Sardinian ceramics

on Oct 22, 2013 | 0 comments


Speaking of pottery means speaking of the ancient history of the land of Sardinia. Doubling as craftsmen and artists, Sardinian potters have always existed, from the pre-nuragic era to this day. Throughout history, the activity of pottery is intense: from the crude mixtures of clay dating back six or seven thousand years before Christ, to the unique and exceptional items used as interior decoration.

Sardinian ceramic reveals the story of a people who began producing pottery with “simplicity” in order to meet basic needs, and was able to refine this style and be distinguished, with elegance and taste, to the point of being recognized and attracting widespread attention. In the remote region of Cagliari, known as the Sardinian “Faenza”, the ancient art of pottery has particularly developed over the years. Here, a number of shops have been transformed into genuine laboratories, and every day pieces of great value are baked. The creation of ceramics has become much more eventful – each group of houses, each tiny village has its “master” potters particularly skilled in shaping kaolin clay, which is found in large deposits throughout the island.

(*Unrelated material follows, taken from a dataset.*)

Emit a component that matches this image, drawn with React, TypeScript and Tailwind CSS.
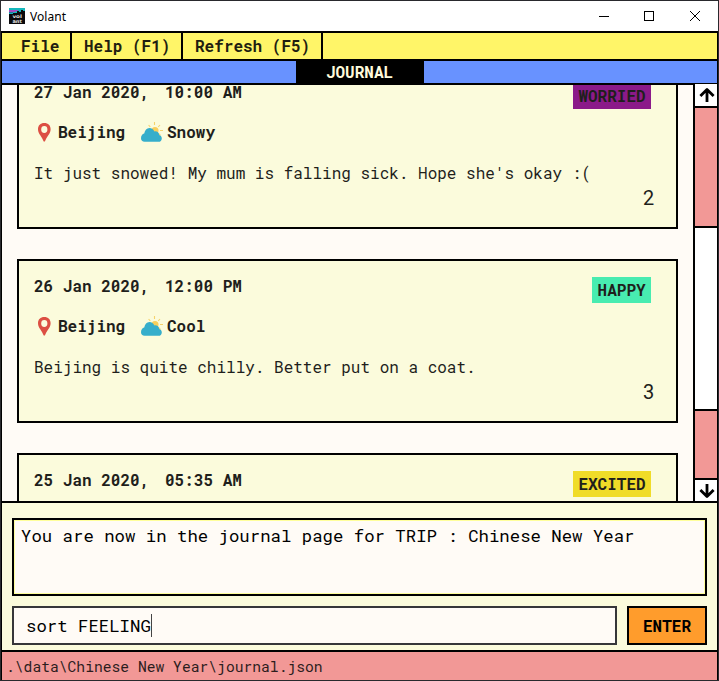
import React from "react";

const mono = "font-['Roboto_Mono','DejaVu_Sans_Mono',monospace]";

function AppIcon() {
  return (
    <svg width="16" height="16" viewBox="0 0 16 16">
      <rect width="16" height="16" fill="#0a0a0d" />
      <g shapeRendering="crispEdges">
        <path d="M0 0H16V3H14V2H12V4H10V3H8V5H4V6H0Z" fill="#14b8bd" />
        <path d="M0 2H9V3H7V4H0Z" fill="#a04cc0" />
        <path d="M0 4H4V5H0Z" fill="#2a6f9f" />
      </g>
      <g fill="#e2e2e2" fontFamily="DejaVu Sans" fontSize="4.8" fontWeight="700" textAnchor="middle">
        <text x="8.2" y="10" textLength="9.5" lengthAdjust="spacingAndGlyphs">vol</text>
        <text x="8.2" y="14.8" textLength="9.5" lengthAdjust="spacingAndGlyphs">ant</text>
      </g>
    </svg>
  );
}

function Pin() {
  return (
    <svg width="13" height="19" viewBox="0 0 13 19" className="block">
      <path
        fillRule="evenodd"
        fill="#dc4f43"
        d="M6.3 0C2.4 0 0 2.4 0 6.2C0 10.8 4.2 13.8 5.7 18.6H6.9C8.4 13.8 12.6 10.8 12.6 6.2C12.6 2.4 10.2 0 6.3 0ZM6.3 3.1A3.1 3.4 0 1 1 6.3 9.9A3.1 3.4 0 1 1 6.3 3.1Z"
      />
    </svg>
  );
}

function Weather() {
  return (
    <svg width="22" height="20" viewBox="0 0 22 20" className="block">
      <g stroke="#f6d36b" strokeWidth="1.1">
        <path d="M13.5 0V3M7.6 3L9.3 5M19 3L17.2 5M19 8.5H22M17.6 11.5L19.5 13.3" />
      </g>
      <circle cx="14" cy="8.5" r="3.5" fill="#f8cf5c" />
      <path
        d="M3.6 19.8C1.4 19.8 0 18.4 0 16.2C0 13.8 1.2 12 3.2 11.5C4 8.2 5.6 6 8.4 6C10.8 6 12.5 7.3 13.3 9.4C16 9 18.2 10.6 18.2 13C19.8 13.4 20.8 14.8 20.8 16.4C20.8 18.4 19.4 19.8 17.4 19.8Z"
        fill="#36aecb"
      />
    </svg>
  );
}

function Arrow({ down = false }: { down?: boolean }) {
  return (
    <svg width="16" height="16" viewBox="0 0 16 16" className={down ? "rotate-180" : ""} fill="none" stroke="#000" strokeWidth="2.8">
      <path d="M8 15V2.4M1.4 9L8 2.4L14.6 9" strokeLinejoin="round" />
    </svg>
  );
}

interface Entry {
  date: string;
  time: string;
  weather: string;
  text: string;
  feeling: string;
  badge: string;
  index: number;
}

const entries: Entry[] = [
  { date: "27 Jan 2020,", time: "10:00 AM", weather: "Snowy", text: "It just snowed! My mum is falling sick. Hope she's okay :(", feeling: "WORRIED", badge: "bg-[#8b1a89]", index: 2 },
  { date: "26 Jan 2020,", time: "12:00 PM", weather: "Cool", text: "Beijing is quite chilly. Better put on a coat.", feeling: "HAPPY", badge: "bg-[#48ecb0]", index: 3 },
  { date: "25 Jan 2020,", time: "05:35 AM", weather: "", text: "", feeling: "EXCITED", badge: "bg-[#f0dc28]", index: 4 },
];

function Card({ entry }: { entry: Entry }) {
  return (
    <article className="h-[164px] shrink-0 border-2 border-black bg-[#fbfbdc] pt-[13px] pr-[25px] pl-[15px] leading-6 text-[#1f1f1c]">
      <div className="flex h-6 items-start justify-between font-bold">
        <div className="flex gap-[15.8px]">
          <span>{entry.date}</span>
          <span>{entry.time}</span>
        </div>
        <span className={`mt-[3px] h-[26px] px-[5.4px] leading-[26px] ${entry.badge}`}>{entry.feeling}</span>
      </div>
      {entry.text && (
        <>
          <div className="mt-4 flex h-6 items-center pl-1 font-bold">
            <Pin />
            <span className="ml-[7px] w-[83px]">Beijing</span>
            <Weather />
            <span className="ml-1">{entry.weather}</span>
          </div>
          <p className="mt-[17px] whitespace-nowrap">{entry.text}</p>
          <div className="-mr-1 text-right text-xl leading-6">{entry.index}</div>
        </>
      )}
    </article>
  );
}

export default function App() {
  return (
    <div className={`flex h-[681px] w-[719px] flex-col overflow-hidden border border-[#29292d] bg-white text-base ${mono}`}>
      <header className="flex h-[30px] shrink-0 items-center pl-2">
        <AppIcon />
        <span className="ml-[5px] grow pt-px font-['Noto_Sans','Open_Sans',sans-serif] text-xs tracking-[0.05px] text-black">Volant</span>
        <svg width="105" height="12" viewBox="0 0 105 12" className="mr-[16px]" fill="none" stroke="#000">
          <path d="M2 6.5H12" />
          <rect x="47.5" y="1.5" width="9" height="9" />
          <path d="M93 1L103 11M103 1L93 11" />
        </svg>
      </header>

      <div className="flex min-h-0 grow flex-col border-x border-black">
        <nav className="flex h-[30px] shrink-0 border-y-2 border-black bg-[#fff568] font-bold leading-[26px] text-[#1f1f10]">
          <span className="w-[70px] border-r-2 border-black pl-[19px]">File</span>
          <span className="w-[111px] border-r-2 border-black pl-3">Help (F1)</span>
          <span className="w-[140px] border-r-2 border-black pl-3">Refresh (F5)</span>
        </nav>
        <div className="flex h-6 shrink-0 border-b-2 border-black bg-[#6892ff] pl-[294px]">
          <h1 className="w-32 bg-black pr-px text-center font-bold leading-[22px] text-[#fffbdc]">JOURNAL</h1>
        </div>

        <main className="flex h-[416px] shrink-0 bg-[#fffbf6]">
          <section className="flex min-w-0 grow flex-col overflow-hidden px-[15px]">
            <div className="-mt-5 flex flex-col gap-[30px]">
              {entries.map((entry) => (
                <Card key={entry.index} entry={entry} />
              ))}
            </div>
          </section>
          <aside className="-mt-px flex w-6 shrink-0 flex-col border-l-2 border-black bg-[#f29896]">
            <div className="flex h-6 items-center justify-center border-b-2 border-black bg-white pl-px">
              <Arrow />
            </div>
            <div className="mt-[118px] h-[185px] border-y-2 border-black bg-white" />
            <div className="mt-auto flex h-[23px] items-center justify-center border-t-2 border-black bg-white pl-px">
              <Arrow down />
            </div>
          </aside>
        </main>

        <section className="h-[149px] shrink-0 border-t-2 border-black bg-[#fbfbdc] px-2.5 pt-[15px] text-[17.33px]">
          <div className="h-[78px] border-2 border-black bg-[#fffbf6]">
            <p className="h-full border border-[#ffff9c] pl-1.5 leading-[29px] text-black">
              You are now in the journal page for TRIP : Chinese New Year
            </p>
          </div>
          <div className="mt-2.5 flex h-[39px] gap-2.5">
            <div className="flex grow items-center border-2 border-[#363639] bg-[#fffbf6] pl-3">
              <span>sort FEELING</span>
              <span className="h-[23px] w-px bg-[#444]" />
            </div>
            <button className="w-20 border-2 border-black bg-[#ff9c2c] text-base font-bold">ENTER</button>
          </div>
        </section>

        <footer className="h-[30px] shrink-0 border-t-2 border-black bg-[#f29896] pl-1 text-[14.67px] leading-[29px] text-[#2c1d1d]">
          {".\\data\\Chinese New Year\\journal.json"}
        </footer>
      </div>
    </div>
  );
}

With these materials, it is possible to make anything, but they are especially molded to make pots and jugs for storing food and water. As the perfect container for keeping fresh water in a particularly sunny land, the pitcher has long been the authentic symbol of the potters of Sardinia.

Sardinian ceramic artisans have managed to win the challenge proposed by the consumer society. Faithful to their ancient origins, but able to enjoy their creativity in modern creations, these potters have succeeded to modernize the Sardinian style with respect to an ancient tradition.